Everyone who lived in the new jungled regions had to be vaccinated constantly, Carpenter knew, as one virus or another went jumping from some animal that carried it into some hapless member of the human population, setting off yet another epidemic. But this was no rain forest, up here. Why were they worrying about jungle diseases like Oropouche and Chikungunya in the drier, cooler environs of Chicago?

“Bunch of infected monkeys got on a barge full of fruit coming up the Mississippi from New Orleans,” Carpenter was told at the quarantine station. “Some of them got off at Memphis and started biting people. The rest stayed aboard until Cairo. Memphis and Cairo are sealed off, now. We don’t know exactly which bug it is, yet, but they’re all bad. You get bitten, you puff up and turn into a bag of black blood, and then the bag breaks and what was in it runs along the floor like slime until it’s empty.”

“Jesus,” Carpenter said.

“We think we stopped the virus before St. Louis. If this stuff ever got to Chicago, the place would go up like a bonfire. Four million people all packed together like this? Disease that you can spread just by looking at someone the wrong way? Forget it! —Let’s see your route plaque, please.”

Carpenter turned the record of his journey over for inspection.

“No side trips to any part of eastern Missouri that don’t show up on the plaque? Any deviation into Tennessee or Kentucky?”

“I came in by way of the north route,” Carpenter said. “You can see what day I left California. There hasn’t been time for me to go anywhere but straight across the mountains and through Nebraska and Iowa.”

“You here on business?”

“Business, yes.”

A sticky moment. Carpenter was still sailing under Samurai colors: a Level Eleven salaryman, coming to Chicago for the Company. One phone call could spike that. But the Company still carried him on the roster. His megacorp affiliation got him through, on into the fumigation chamber, and on beyond it to the highway that led to Chicago.

Memphis and Cairo are sealed off, now.

Highways closed, air routes shut down, nobody goes in, nobody comes out. Memphis and Cairo might just as well have vanished from the face of the Earth. Monkeys come out of the jungles of Louisiana, doing their job for the forces of chaos, and your city disappears from the world while you wait for the Oropouche viruses, or whatever, to get into your veins and make your body swell up and turn into a bag of black blood. Lord, have mercy, Carpenter thought.

Christ, have mercy.

Holy Mary, Mother of God, pray for us now and at the hour of our death.

In Chicago, finally, about four in the afternoon, Carpenter phoned Jeanne Gabel at the Samurai headquarters at Wacker and Michigan, and got her after only about half a minute of hunt-and-seek maneuvering.

“Where are you?” she asked.

“In a parking lot at—mmm—Monroe and Green.”

“All right. Stay there. It’ll be all right if I leave here early. I’ll come and get you.”
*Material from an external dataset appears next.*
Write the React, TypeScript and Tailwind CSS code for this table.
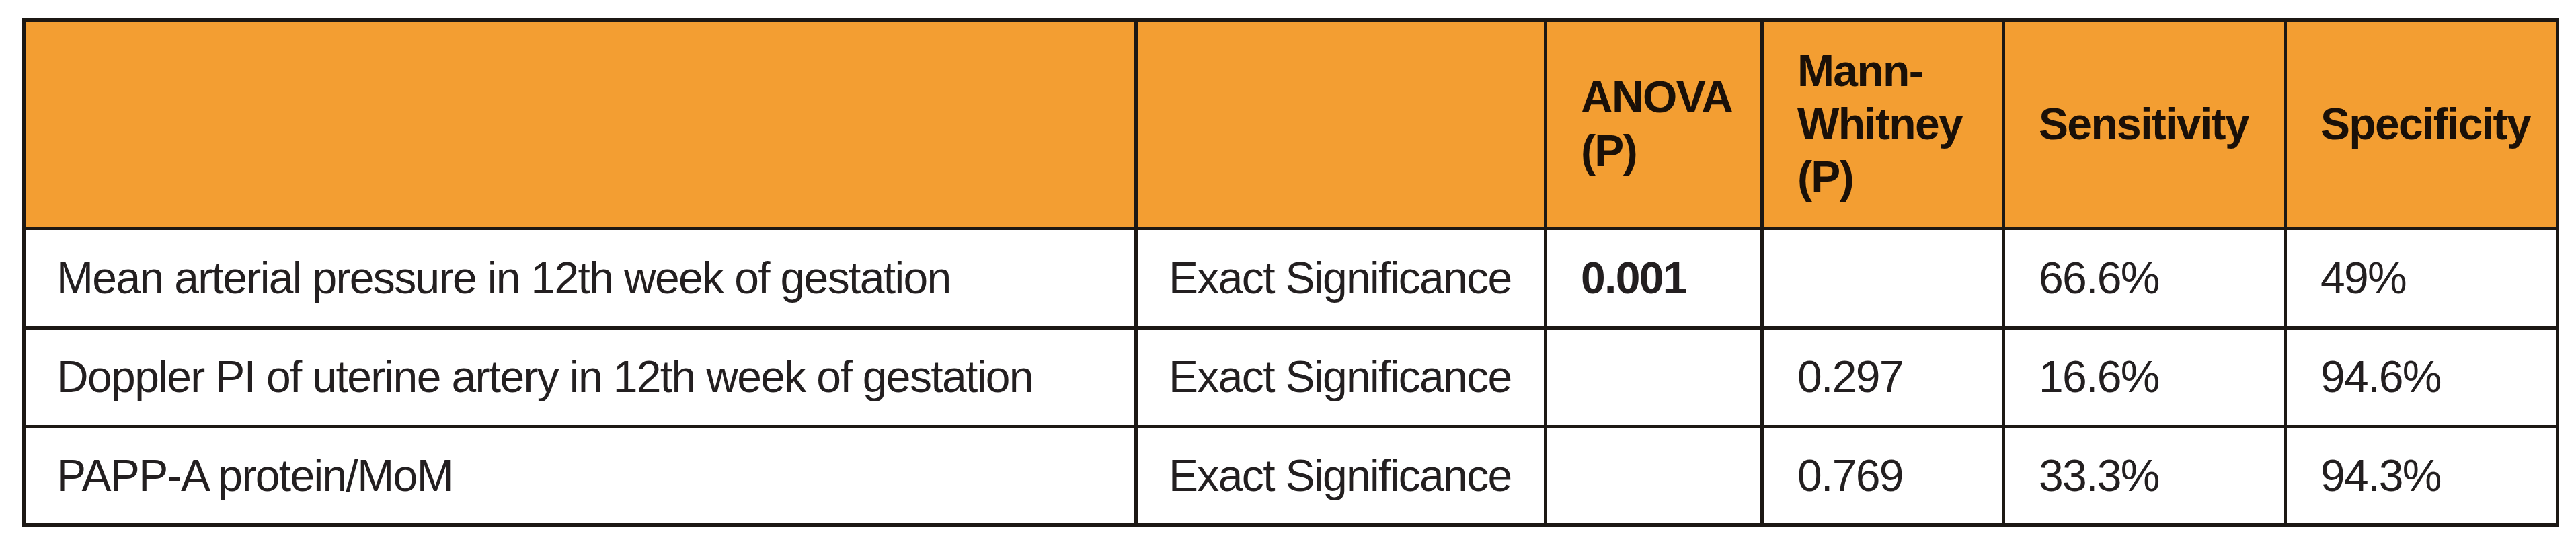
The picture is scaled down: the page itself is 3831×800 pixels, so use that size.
const rows = [
  {
    label: "Mean arterial pressure in 12th week of gestation",
    test: "Exact Significance",
    anova: "0.001",
    mann: "",
    sens: "66.6%",
    spec: "49%",
  },
  {
    label: "Doppler PI of uterine artery in 12th week of gestation",
    test: "Exact Significance",
    anova: "",
    mann: "0.297",
    sens: "16.6%",
    spec: "94.6%",
  },
  {
    label: "PAPP-A protein/MoM",
    test: "Exact Significance",
    anova: "",
    mann: "0.769",
    sens: "33.3%",
    spec: "94.3%",
  },
];

const rowHeights = ["h-[148px]", "h-[147px]", "h-[146px]"];

export default function App() {
  return (
    <div className="bg-white w-[3831px] h-[800px] pt-[27px] pl-[33px] font-['Liberation_Sans',Arial,sans-serif] text-[66px] tracking-[-0.025em] leading-[1.2]">
      <table className="table-fixed border-collapse w-[3773px] border-[5px] border-[#1c1814]">
        <colgroup>
          <col className="w-[1654px]" />
          <col className="w-[609px]" />
          <col className="w-[322px]" />
          <col className="w-[359px]" />
          <col className="w-[419px]" />
          <col className="w-[405px]" />
        </colgroup>
        <thead>
          <tr className="h-[310px] bg-[#f39e32] text-[#1a1008] font-bold">
            <th className="border-[5px] border-[#1c1814]"></th>
            <th className="border-[5px] border-[#1c1814]"></th>
            <th className="border-[5px] border-[#1c1814] text-left align-middle pl-[50px] pr-2">
              ANOVA
              <br />
              (P)
            </th>
            <th className="border-[5px] border-[#1c1814] text-left align-middle pl-[50px] pr-2">
              Mann-
              <br />
              Whitney
              <br />
              (P)
            </th>
            <th className="border-[5px] border-[#1c1814] text-left align-middle pl-[50px] pr-2">Sensitivity</th>
            <th className="border-[5px] border-[#1c1814] text-left align-middle pl-[50px] pr-2">Specificity</th>
          </tr>
        </thead>
        <tbody className="text-[#231f20]">
          {rows.map((row, i) => (
            <tr key={row.label} className={rowHeights[i]}>
              <td className="border-[5px] border-[#1c1814] pl-[46px] whitespace-nowrap">{row.label}</td>
              <td className="border-[5px] border-[#1c1814] pl-[46px] whitespace-nowrap">{row.test}</td>
              <td className="border-[5px] border-[#1c1814] pl-[50px] font-bold">{row.anova}</td>
              <td className="border-[5px] border-[#1c1814] pl-[50px]">{row.mann}</td>
              <td className="border-[5px] border-[#1c1814] pl-[50px]">{row.sens}</td>
              <td className="border-[5px] border-[#1c1814] pl-[50px]">{row.spec}</td>
            </tr>
          ))}
        </tbody>
      </table>
    </div>
  );
}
He sat in the car, weary and bedraggled from his journey, staring in awe and dismay at the dark smoggy sky. The air in the city was a kind of oily soup that left black smears on the car’s windshield. It was fantastically splotched and streaked with dense patches of mottled color, yellow and purple and green and blue all running together, the color of a bad bruise, with the sun glinting vaguely through the curtain of crud like a small, rusty brass coin. Carpenter had not been in this part of the country for a very long time; he had forgotten what kind of poisons lived in the air here. Everyone he saw was wearing a face-lung. He put his on, making sure it fit snugly over his cheekbones and jaw.

Jeanne arrived with surprising swiftness. Carpenter felt a surge of joy at the sight of her—the first familiar face since Oakland—and then, immediately, a crosscurrent of confusion. He had no idea why he had come here or what he wanted from her, this woman with whom he had maintained a kind of long-distance flirtatious friendship for nearly half a dozen years without ever once having kissed her on the lips.